In History and Status of American Physical Education and Educational Sport, Dr. Zeigler makes a unique effort to provide an up-to-date, insightful textbook on the subject for aspiring teachers of physical activity education and coaches of educational and/or recreational sport. By looking at the field's history analytically, the author clarifies for the prospective teacher/coach how and why the present unsatisfactory situation came about. Offering the reader a sequence of narratives, studies, essays, and analyses, both chronological and critical, the hope is that he/she will come to understand what has happened in this important aspect of people's lives from America's early days to the present. The author's hope is that the reader, possibly as an embryonic professional, will comprehend the historical thread or timeline depicting people's greater or lesser involvement in purposeful or purposeless physical activity since America was first settled.

On March 25, 2004 in Reston, VA, the National Association for Sport and Physical Education (NASPE) released a revised, second edition of Moving into the Future: National Standards for Physical Education. These national standards were proclaimed to be an essential tool for developing, implementing, and evaluating K-12 school physical education programs. They seek to identify what students should know and be able to do as a result of a quality physical education program. This outstanding set of standards that NASPE has been released for the guidance of professionals in American physical education and educational sport.

Nevertheless, after 65 productive years in the profession, and also after reading such an excellent, updated statement of standards for physical education, Dr. Zeigler still finds himself very concerned about the future of the field. How can this be so? Why aren't American schoolchildren and youth receiving excellent daily physical and health education? To help America find the answer to this question, he decided to offer his assessment of the present situation.

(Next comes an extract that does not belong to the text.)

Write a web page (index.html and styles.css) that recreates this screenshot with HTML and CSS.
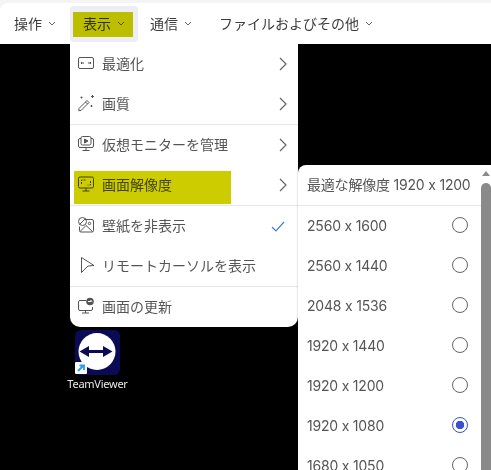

There is a definite need at this time for this unique textbook. This can be said because it takes an analytic look at the history of American physical education and educational sport, a field facing one more crossroad in its torturous development. Having stated that there is a definite need for this analytic approach to the field's history, I understand, of course, that some people really enjoy reading history, while others can take it or leave it. A very few can't stand it in any form--not even in a highly adventurous novel. But this latter group is decidedly in the minority. Most people seem to respect history, and more so if they were personally involved in the making of it. Perhaps it's a case of revering, and not speaking evil, of the dead. Whatever the reason, just about everybody pays lip service to history and believes that it belongs in the educational curriculum at various points along the way. This is true all the way up the line, in fact, to the required historical review of related literature in a Ph.D. thesis!

Each section of the book is described below:

Now it is time to explain how--and why, also!-- I organized what I have called an analytic history of American physical education and educational sport. First, in the Preamble, I have included a brief “excursion” into philosophy of history. This is in an effort to place the profession in broad historical perspective. Then, in Chapter I, because the reader needs a review of the historical milieu in which our subject took place, I decided to trace the social and education foundations of the United States from the Colonial Period to the present day. Next, in Chapter II, I prepared an historical precis of the history of physical education and sport in America. This chronological (so-called horizontal or longitudinal) treatment of physical education’s history was followed in Chapter III by what I have termed “An Analytic Approach to the History of Physical Education and (Educational) Sport.” In this unique approach to history, the history of a subject (in this case physical education and educational sport) is viewed horizontally as a series of persistent problems that humans have face since their original involvement with the “problem.” These may be categorized as (1) social forces and (2) as what I have termed as) professional concerns. Values (and accompanying norms), for example, is one of the social forces discussed. Similarly, the curriculum in physical education is one of the professional concerns considered.

In Chapter IV, a brief history of undergraduate professional preparation for physical education is presented. Here I trace this important topic (another professional concern!) for a period of 100 years, from its inception in 1861 to 1961 when a national conference on the subject was held. After this I offer in Chapter V a similar historical treatment, this time a history of graduate study in physical education from its beginning in 1891 to approximately 1975.

Following this, in Chapter VI, the reader will find a comprehensive analysis of the entire 20th century in what I have titled “American Physical Education in the 20th Century: An Analytic Review.” In this analysis I looked at the developing professional curriculum in great detail. I concluded with what I believe to be the best curriculum model for professional development of a physical activity educator at the present.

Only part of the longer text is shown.